→ **WRITTEN PROBLEM**:
Copy the listing verbatim, excluding any images found in it.

###

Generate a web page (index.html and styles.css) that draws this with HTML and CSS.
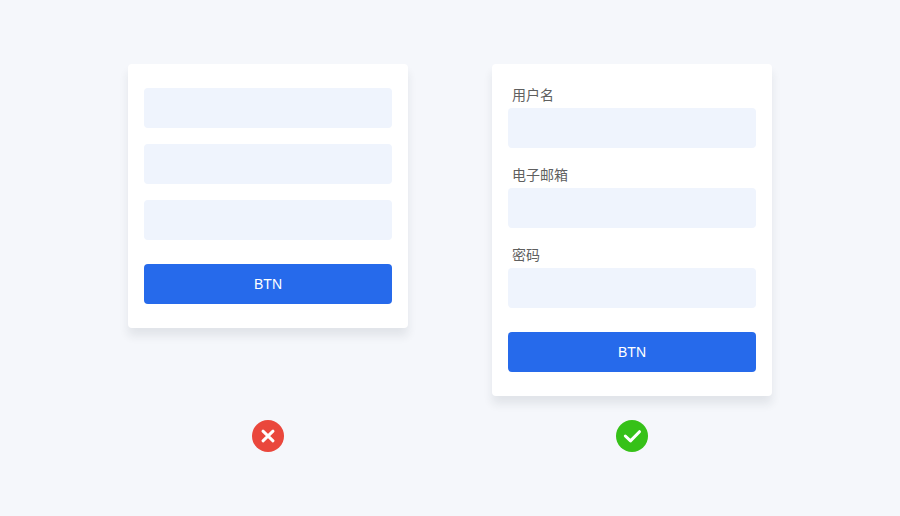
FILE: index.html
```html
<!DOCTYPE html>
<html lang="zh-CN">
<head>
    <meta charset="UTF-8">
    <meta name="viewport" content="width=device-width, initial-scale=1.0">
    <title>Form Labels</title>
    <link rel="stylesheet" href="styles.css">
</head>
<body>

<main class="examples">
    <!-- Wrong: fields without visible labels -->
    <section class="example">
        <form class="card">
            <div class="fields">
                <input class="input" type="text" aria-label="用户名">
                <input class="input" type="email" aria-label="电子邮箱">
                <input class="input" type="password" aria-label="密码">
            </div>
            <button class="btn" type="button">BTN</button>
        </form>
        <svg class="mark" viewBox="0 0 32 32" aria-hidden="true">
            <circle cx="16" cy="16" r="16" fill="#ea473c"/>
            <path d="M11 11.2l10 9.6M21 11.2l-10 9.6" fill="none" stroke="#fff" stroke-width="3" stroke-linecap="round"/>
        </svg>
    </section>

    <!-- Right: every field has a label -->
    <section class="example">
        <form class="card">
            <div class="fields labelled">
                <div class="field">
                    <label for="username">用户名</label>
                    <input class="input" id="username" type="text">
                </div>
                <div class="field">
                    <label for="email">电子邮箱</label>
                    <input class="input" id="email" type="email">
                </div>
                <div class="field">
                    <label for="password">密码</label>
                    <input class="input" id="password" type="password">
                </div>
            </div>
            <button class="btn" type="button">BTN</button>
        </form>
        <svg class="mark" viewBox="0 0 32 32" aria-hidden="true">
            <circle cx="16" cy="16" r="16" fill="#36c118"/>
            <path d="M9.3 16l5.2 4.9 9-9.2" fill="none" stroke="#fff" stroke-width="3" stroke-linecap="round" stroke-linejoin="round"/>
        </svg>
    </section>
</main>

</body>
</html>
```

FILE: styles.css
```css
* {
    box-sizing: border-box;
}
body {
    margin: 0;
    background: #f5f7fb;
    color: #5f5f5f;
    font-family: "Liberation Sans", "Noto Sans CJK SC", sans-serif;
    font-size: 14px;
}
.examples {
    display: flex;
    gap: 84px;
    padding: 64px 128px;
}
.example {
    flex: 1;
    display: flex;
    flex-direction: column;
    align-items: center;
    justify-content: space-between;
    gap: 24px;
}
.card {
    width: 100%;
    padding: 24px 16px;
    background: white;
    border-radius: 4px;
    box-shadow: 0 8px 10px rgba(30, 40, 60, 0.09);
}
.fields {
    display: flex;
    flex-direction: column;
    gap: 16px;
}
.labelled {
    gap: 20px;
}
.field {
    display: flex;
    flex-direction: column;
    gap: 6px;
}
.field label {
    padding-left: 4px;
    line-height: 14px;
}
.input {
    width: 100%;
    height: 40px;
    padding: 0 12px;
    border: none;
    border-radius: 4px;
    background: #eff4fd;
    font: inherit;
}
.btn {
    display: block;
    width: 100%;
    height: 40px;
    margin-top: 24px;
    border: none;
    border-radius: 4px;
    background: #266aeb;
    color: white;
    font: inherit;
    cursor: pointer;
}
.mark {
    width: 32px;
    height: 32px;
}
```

###

→ **WRITTEN SOLUTION**:
Generate a web page (index.html and styles.css) that draws this with HTML and CSS.
FILE: index.html
```html
<!DOCTYPE html>
<html lang="zh-CN">
<head>
    <meta charset="UTF-8">
    <meta name="viewport" content="width=device-width, initial-scale=1.0">
    <title>Form Labels</title>
    <link rel="stylesheet" href="styles.css">
</head>
<body>

<main class="examples">
    <!-- Wrong: fields without visible labels -->
    <section class="example">
        <form class="card">
            <div class="fields">
                <input class="input" type="text" aria-label="用户名">
                <input class="input" type="email" aria-label="电子邮箱">
                <input class="input" type="password" aria-label="密码">
            </div>
            <button class="btn" type="button">BTN</button>
        </form>
        <svg class="mark" viewBox="0 0 32 32" aria-hidden="true">
            <circle cx="16" cy="16" r="16" fill="#ea473c"/>
            <path d="M11 11.2l10 9.6M21 11.2l-10 9.6" fill="none" stroke="#fff" stroke-width="3" stroke-linecap="round"/>
        </svg>
    </section>

    <!-- Right: every field has a label -->
    <section class="example">
        <form class="card">
            <div class="fields labelled">
                <div class="field">
                    <label for="username">用户名</label>
                    <input class="input" id="username" type="text">
                </div>
                <div class="field">
                    <label for="email">电子邮箱</label>
                    <input class="input" id="email" type="email">
                </div>
                <div class="field">
                    <label for="password">密码</label>
                    <input class="input" id="password" type="password">
                </div>
            </div>
            <button class="btn" type="button">BTN</button>
        </form>
        <svg class="mark" viewBox="0 0 32 32" aria-hidden="true">
            <circle cx="16" cy="16" r="16" fill="#36c118"/>
            <path d="M9.3 16l5.2 4.9 9-9.2" fill="none" stroke="#fff" stroke-width="3" stroke-linecap="round" stroke-linejoin="round"/>
        </svg>
    </section>
</main>

</body>
</html>
```

FILE: styles.css
```css
* {
    box-sizing: border-box;
}
body {
    margin: 0;
    background: #f5f7fb;
    color: #5f5f5f;
    font-family: "Liberation Sans", "Noto Sans CJK SC", sans-serif;
    font-size: 14px;
}
.examples {
    display: flex;
    gap: 84px;
    padding: 64px 128px;
}
.example {
    flex: 1;
    display: flex;
    flex-direction: column;
    align-items: center;
    justify-content: space-between;
    gap: 24px;
}
.card {
    width: 100%;
    padding: 24px 16px;
    background: white;
    border-radius: 4px;
    box-shadow: 0 8px 10px rgba(30, 40, 60, 0.09);
}
.fields {
    display: flex;
    flex-direction: column;
    gap: 16px;
}
.labelled {
    gap: 20px;
}
.field {
    display: flex;
    flex-direction: column;
    gap: 6px;
}
.field label {
    padding-left: 4px;
    line-height: 14px;
}
.input {
    width: 100%;
    height: 40px;
    padding: 0 12px;
    border: none;
    border-radius: 4px;
    background: #eff4fd;
    font: inherit;
}
.btn {
    display: block;
    width: 100%;
    height: 40px;
    margin-top: 24px;
    border: none;
    border-radius: 4px;
    background: #266aeb;
    color: white;
    font: inherit;
    cursor: pointer;
}
.mark {
    width: 32px;
    height: 32px;
}
```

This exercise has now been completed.